→ Task to carry out:
Look below. Copy each line that has "React" in it.

• • • • •

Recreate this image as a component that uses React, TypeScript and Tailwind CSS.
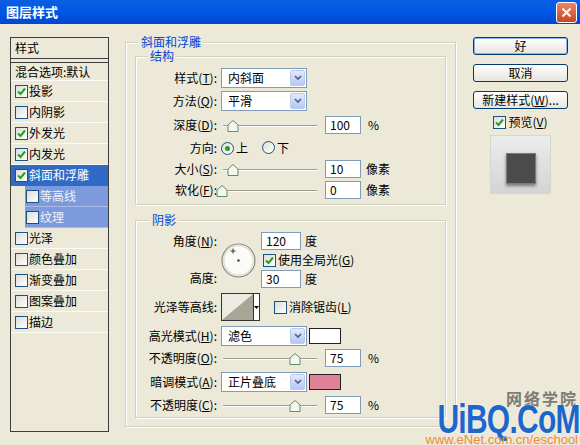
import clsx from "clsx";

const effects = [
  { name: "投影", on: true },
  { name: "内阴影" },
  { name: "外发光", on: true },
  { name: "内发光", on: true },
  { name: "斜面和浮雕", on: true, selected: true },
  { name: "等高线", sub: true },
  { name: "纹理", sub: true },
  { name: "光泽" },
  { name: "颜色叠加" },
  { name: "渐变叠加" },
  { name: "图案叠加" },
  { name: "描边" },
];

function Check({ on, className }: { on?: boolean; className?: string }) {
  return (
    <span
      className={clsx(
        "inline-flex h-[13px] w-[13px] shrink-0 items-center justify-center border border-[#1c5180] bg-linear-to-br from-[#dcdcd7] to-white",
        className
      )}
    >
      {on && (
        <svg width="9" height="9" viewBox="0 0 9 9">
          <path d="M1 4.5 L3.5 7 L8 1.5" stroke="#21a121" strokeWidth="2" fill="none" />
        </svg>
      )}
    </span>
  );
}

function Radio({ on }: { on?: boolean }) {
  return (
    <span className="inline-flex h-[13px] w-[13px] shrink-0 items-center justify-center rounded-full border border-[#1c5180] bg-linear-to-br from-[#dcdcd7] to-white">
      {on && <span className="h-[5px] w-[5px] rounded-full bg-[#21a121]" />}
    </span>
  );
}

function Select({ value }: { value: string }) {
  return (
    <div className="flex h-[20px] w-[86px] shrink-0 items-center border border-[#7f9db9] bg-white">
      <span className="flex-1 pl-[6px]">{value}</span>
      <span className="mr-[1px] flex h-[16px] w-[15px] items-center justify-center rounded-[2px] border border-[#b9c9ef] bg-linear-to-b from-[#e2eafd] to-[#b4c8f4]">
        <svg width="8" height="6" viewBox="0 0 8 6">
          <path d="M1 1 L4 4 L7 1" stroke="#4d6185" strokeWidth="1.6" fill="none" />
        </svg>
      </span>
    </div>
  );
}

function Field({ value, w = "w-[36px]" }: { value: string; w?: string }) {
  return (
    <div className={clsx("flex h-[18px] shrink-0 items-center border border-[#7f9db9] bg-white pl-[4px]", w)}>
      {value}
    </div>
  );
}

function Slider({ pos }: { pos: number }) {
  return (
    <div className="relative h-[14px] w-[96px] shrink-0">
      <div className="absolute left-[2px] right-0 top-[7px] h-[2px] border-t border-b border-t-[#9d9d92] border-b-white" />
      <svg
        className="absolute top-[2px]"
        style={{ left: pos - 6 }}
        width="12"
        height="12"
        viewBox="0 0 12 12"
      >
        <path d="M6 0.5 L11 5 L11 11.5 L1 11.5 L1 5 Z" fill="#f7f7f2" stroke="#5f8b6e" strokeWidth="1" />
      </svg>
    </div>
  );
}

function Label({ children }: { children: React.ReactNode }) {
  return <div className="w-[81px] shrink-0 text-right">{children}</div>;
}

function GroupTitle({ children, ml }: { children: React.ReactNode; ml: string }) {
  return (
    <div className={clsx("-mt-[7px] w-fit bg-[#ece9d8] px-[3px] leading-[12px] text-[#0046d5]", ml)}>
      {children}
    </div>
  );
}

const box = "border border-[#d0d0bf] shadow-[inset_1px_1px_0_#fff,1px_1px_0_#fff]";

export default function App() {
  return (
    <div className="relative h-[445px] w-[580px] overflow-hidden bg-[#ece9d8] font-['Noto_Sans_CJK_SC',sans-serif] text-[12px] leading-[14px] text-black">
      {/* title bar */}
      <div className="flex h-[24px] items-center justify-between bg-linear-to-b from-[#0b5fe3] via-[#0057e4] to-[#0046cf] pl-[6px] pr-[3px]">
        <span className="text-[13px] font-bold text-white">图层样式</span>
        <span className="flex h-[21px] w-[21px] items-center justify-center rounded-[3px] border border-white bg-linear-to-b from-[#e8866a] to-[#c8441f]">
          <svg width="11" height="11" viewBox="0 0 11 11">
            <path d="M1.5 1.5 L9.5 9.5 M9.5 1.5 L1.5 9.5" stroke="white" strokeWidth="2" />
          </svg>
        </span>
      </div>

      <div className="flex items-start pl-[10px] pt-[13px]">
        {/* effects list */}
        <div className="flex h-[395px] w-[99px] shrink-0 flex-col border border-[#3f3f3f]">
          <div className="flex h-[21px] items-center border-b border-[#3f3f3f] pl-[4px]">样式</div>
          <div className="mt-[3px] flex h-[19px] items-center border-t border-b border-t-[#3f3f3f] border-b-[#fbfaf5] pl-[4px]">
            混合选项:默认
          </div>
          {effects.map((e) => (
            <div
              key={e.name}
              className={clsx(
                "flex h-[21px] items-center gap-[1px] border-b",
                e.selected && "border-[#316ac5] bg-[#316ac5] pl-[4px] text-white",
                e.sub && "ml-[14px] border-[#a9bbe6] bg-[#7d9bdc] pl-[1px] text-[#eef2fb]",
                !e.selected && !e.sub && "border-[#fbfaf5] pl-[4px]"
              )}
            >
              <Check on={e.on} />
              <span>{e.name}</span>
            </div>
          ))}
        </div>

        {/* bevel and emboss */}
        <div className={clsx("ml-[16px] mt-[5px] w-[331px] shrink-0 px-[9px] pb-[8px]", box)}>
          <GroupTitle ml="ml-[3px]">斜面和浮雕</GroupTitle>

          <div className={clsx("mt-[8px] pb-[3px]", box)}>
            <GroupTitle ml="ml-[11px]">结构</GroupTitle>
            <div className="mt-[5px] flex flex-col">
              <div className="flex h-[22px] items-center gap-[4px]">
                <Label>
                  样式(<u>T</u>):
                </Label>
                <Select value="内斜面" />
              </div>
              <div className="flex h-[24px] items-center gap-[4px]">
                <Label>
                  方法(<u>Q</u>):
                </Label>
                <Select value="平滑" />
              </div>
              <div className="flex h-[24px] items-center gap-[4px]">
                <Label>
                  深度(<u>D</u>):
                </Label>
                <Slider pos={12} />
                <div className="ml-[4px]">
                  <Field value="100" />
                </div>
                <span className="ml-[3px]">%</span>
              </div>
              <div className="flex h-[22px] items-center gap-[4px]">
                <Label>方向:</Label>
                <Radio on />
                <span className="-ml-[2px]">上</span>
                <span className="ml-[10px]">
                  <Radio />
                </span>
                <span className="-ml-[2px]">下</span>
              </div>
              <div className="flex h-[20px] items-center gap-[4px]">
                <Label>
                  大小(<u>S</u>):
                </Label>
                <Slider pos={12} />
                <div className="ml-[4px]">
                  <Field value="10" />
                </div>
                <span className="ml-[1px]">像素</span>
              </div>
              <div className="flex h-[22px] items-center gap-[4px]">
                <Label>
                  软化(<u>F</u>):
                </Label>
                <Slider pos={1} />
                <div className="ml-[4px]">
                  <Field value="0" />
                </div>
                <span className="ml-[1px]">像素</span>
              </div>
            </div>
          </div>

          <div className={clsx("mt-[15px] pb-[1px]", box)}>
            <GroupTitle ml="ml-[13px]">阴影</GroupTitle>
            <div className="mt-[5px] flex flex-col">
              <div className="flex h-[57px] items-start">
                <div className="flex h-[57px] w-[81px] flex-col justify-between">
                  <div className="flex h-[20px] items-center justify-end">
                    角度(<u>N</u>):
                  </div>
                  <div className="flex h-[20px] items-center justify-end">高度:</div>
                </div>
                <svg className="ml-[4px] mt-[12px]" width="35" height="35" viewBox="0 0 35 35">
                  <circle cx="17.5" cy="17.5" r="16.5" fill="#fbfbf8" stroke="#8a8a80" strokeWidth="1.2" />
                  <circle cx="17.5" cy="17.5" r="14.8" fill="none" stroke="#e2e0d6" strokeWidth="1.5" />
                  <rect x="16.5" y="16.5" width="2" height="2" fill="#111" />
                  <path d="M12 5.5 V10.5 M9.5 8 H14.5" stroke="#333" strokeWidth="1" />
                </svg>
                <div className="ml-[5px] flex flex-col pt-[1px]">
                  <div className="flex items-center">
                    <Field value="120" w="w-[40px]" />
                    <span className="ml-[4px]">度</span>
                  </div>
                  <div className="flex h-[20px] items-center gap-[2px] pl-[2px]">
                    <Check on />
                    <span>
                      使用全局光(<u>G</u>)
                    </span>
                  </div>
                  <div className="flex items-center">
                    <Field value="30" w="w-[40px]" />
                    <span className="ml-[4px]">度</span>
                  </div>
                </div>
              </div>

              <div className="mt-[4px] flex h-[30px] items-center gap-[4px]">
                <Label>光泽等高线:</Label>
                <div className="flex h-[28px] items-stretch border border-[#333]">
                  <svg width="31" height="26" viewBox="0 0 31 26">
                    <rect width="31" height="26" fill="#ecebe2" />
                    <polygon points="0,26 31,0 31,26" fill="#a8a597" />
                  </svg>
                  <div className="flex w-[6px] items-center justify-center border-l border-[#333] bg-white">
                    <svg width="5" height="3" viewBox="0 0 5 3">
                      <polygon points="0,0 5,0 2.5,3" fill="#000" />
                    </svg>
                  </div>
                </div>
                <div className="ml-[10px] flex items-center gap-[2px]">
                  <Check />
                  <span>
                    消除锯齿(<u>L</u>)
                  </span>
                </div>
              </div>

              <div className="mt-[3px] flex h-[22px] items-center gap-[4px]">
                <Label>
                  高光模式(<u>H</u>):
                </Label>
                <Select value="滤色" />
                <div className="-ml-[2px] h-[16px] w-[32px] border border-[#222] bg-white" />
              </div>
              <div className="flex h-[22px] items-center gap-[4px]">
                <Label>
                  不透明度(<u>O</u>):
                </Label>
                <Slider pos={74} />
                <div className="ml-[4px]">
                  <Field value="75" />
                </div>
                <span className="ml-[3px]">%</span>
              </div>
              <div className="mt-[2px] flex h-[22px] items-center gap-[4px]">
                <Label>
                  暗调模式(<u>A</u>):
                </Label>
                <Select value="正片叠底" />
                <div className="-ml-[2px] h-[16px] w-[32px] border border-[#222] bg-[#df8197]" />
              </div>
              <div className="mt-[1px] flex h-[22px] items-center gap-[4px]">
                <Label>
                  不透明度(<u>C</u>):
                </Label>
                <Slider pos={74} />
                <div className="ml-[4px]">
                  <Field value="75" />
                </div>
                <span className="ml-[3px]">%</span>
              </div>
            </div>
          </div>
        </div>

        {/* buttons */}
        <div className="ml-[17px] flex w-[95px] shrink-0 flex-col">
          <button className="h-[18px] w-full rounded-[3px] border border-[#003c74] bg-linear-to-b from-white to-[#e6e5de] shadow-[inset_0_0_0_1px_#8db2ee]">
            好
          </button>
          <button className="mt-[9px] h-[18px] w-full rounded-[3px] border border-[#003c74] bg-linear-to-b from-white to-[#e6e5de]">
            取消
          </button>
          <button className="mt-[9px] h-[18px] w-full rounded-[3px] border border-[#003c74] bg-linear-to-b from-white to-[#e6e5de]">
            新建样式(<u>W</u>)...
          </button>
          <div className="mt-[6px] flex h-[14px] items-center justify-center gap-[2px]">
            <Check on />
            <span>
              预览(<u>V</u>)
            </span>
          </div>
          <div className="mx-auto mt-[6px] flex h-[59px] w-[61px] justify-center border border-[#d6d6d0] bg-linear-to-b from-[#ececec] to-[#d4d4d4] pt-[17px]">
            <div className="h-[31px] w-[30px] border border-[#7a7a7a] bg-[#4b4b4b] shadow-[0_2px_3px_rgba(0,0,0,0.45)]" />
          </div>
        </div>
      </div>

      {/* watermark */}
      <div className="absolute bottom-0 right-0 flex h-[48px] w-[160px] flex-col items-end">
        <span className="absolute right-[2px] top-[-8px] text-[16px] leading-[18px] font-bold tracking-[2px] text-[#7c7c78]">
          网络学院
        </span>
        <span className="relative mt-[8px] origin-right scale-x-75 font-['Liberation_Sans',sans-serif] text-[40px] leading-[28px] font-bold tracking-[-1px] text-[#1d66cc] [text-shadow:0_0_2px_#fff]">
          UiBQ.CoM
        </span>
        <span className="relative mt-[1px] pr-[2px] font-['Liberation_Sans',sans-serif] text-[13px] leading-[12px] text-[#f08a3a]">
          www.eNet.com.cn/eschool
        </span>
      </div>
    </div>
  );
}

• • • • •

→ Output below:
Recreate this image as a component that uses React, TypeScript and Tailwind CSS.
function Label({ children }: { children: React.ReactNode }) {
function GroupTitle({ children, ml }: { children: React.ReactNode; ml: string }) {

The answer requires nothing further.